Kris follows, meekly, with a nondescript version of Marvin Gaye's "What's Going On?" It's kinda good, but, as Simon says unmathematically, Round 2 goes "a million percent" to Adam.

Round 3: The evening's final act is barely worth recounting because both Idols have to sing this season's coronation anthem, a wretched piece of schlock cowritten by Kara. It seems to be about mountains and how terrific it is to climb one and prove that you can't be defeated by a large geological formation. Though I later discover that the song's last line goes something like "there are no boundaries," I hear it as "there are no fountains."

Which seems like a huge rip-off. Get over the damn mountain and there's no damn fountains?

I digress. Adam tries and fails to make the song listenable; Kris strains his voice to no effect. Both look defeated. Both look like they wish they could push Kara off a mountain into an empty concrete fountain. The judges avoid saying anything, except for Kara, who stubbornly pretends her song has touched her, and Simon, who seems to give Adam the edge, reminding us that Idol's raison d'etre is to find a phenomenal singer.

To Kris, Simon essentially says: "You're less boring than you used to be. Good for you!" But none of the judges predict a winner as they have in past years, and the show ends on a muted, indecisive note.

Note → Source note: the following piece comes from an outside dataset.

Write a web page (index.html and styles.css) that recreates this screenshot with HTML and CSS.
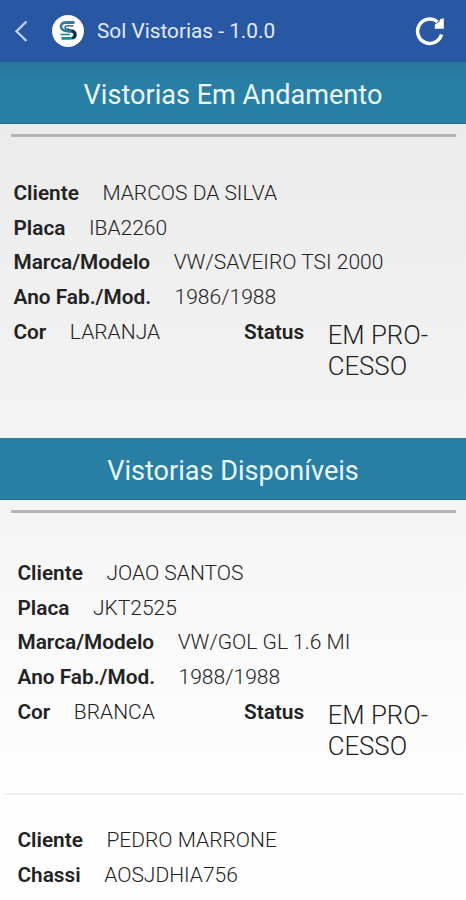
FILE: index.html
```html
<!DOCTYPE html>
<html lang="pt-BR">
<head>
<meta charset="utf-8">
<title>Sol Vistorias</title>
<link rel="stylesheet" href="styles.css">
</head>
<body>
<header class="appbar">
  <svg class="back" viewBox="0 0 14 24" aria-hidden="true"><path d="M12.500 2.500 2.500 12.300l10 9.700"/></svg>
  <svg class="logo" viewBox="0 0 32 32" aria-hidden="true">
    <circle cx="16" cy="16" r="16" fill="#fff"/>
    <path d="M22.500 7.500H14c-3.600 0-5.300 1.700-5 4.300.4 3 2.700 3.500 5 4l5 .9" fill="none" stroke="#2b7f9c" stroke-width="2.800"/>
    <path d="M21.500 10.900H15c-2.500 0-2.800 2.400-.5 3l5 1.100" fill="none" stroke="#1b4c66" stroke-width="1.300"/>
    <path d="M17.500 15.700c6.800 1 7.300 7.500 1 7.700H9.500" fill="none" stroke="#1787a6" stroke-width="2.700"/>
    <path d="M8.500 19.500H18" fill="none" stroke="#1787a6" stroke-width="1.600"/>
    <path d="M19.500 15.600c5.300 1.600 4.600 6.500.8 7.500" fill="none" stroke="#0c2c43" stroke-width="2.800"/>
  </svg>
  <span class="title">Sol Vistorias - 1.0.0</span>
  <svg class="refresh" viewBox="0 0 30 30" aria-hidden="true">
    <path d="M26.500 18.600A12.200 12.200 0 1 1 22.500 5.800" fill="none" stroke="#fff" stroke-width="3.500"/>
    <path d="M28.800 2.300v10.500h-9V8.600l4-2.500 1.700-3.200z" fill="#fff"/>
  </svg>
</header>
<main>
  <section>
    <h2 class="heading heading-first">Vistorias Em Andamento</h2>
    <hr class="rule">
    <article class="card card-active">
      <div class="row"><b>Cliente</b><span>MARCOS DA SILVA</span></div>
      <div class="row"><b>Placa</b><span>IBA2260</span></div>
      <div class="row"><b>Marca/Modelo</b><span>VW/SAVEIRO TSI 2000</span></div>
      <div class="row"><b>Ano Fab./Mod.</b><span>1986/1988</span></div>
      <div class="split">
        <div class="row"><b>Cor</b><span>LARANJA</span></div>
        <div class="row"><b>Status</b><span class="status">EM PRO-<br>CESSO</span></div>
      </div>
    </article>
  </section>
  <section>
    <h2 class="heading">Vistorias Disponíveis</h2>
    <hr class="rule">
    <article class="card">
      <div class="row"><b>Cliente</b><span>JOAO SANTOS</span></div>
      <div class="row"><b>Placa</b><span>JKT2525</span></div>
      <div class="row"><b>Marca/Modelo</b><span>VW/GOL GL 1.6 MI</span></div>
      <div class="row"><b>Ano Fab./Mod.</b><span>1988/1988</span></div>
      <div class="split">
        <div class="row"><b>Cor</b><span>BRANCA</span></div>
        <div class="row"><b>Status</b><span class="status">EM PRO-<br>CESSO</span></div>
      </div>
    </article>
    <hr class="divider">
    <article class="card card-next">
      <div class="row"><b>Cliente</b><span>PEDRO MARRONE</span></div>
      <div class="row"><b>Chassi</b><span>AOSJDHIA756</span></div>
    </article>
  </section>
</main>
</body>
</html>
```
FILE: styles.css
```css
* { box-sizing: border-box; }
body {
  margin: 0;
  height: 900px;
  overflow: hidden;
  font-family: Roboto, sans-serif;
  color: #222;
  background: linear-gradient(#ebebeb 120px, #f0f0f0 300px, #f5f5f5 510px, #fefefe 780px);
}
.appbar {
  display: flex;
  align-items: center;
  height: 62px;
  padding: 0 21px 0 14px;
  background: #2857a4;
  color: #e4ecfa;
}
.back { width: 14px; height: 24px; fill: none; stroke: #c3d3f2; stroke-width: 2.3; }
.logo { width: 32px; height: 32px; margin-left: 24px; }
.title { margin-left: 13px; font-size: 20.8px; white-space: nowrap; }
.refresh { width: 30px; height: 30px; margin-left: auto; }
.heading {
  display: flex;
  align-items: center;
  justify-content: center;
  height: 62px;
  margin: 0;
  padding-top: 5px;
  font-size: 27.1px;
  font-weight: 400;
  color: #e9f9ff;
  background: #297ea4;
  border-bottom: 1px solid #167397;
  white-space: nowrap;
}
.heading-first { padding-top: 4px; background: linear-gradient(#29779a, #297ea4 16px); }
.rule { height: 3px; margin: 10px 10px 0 11px; border: 0; background: #b3b4b4; }
.card { padding: 43.2px 0 0 17.5px; height: 280px; }
.card-active { padding-left: 13.5px; height: 301px; padding-top: 39.2px; }
.card-next { padding-top: 28.4px; height: 105px; }
.row {
  display: flex;
  gap: 23.5px;
  height: 34.6px;
  line-height: 34.6px;
  font-size: 21px;
  white-space: nowrap;
}
.row b { font-weight: 600; font-size: 20.8px; }
.row span { font-weight: 300; }
.split { display: grid; grid-template-columns: 1fr 222px; }
.row .status { font-size: 25.8px; line-height: 31px; padding-top: 5.3px; font-weight: 350; }
.divider { height: 2px; margin: 0 3px 0 4px; border: 0; background: #f0f0f0; }
```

Shuffling out of the Nokia, the tweens seem listless.

Post-mortem at nearby restaurant: Over pricey, picturesque Los Angeles food, my companions are more willing than Simon to issue predictions. They think America will give the nod to the safer, blander Kris. They think Adam peaked too soon. They doubt change's readiness to come. Over dessert, we wonder what got in its way.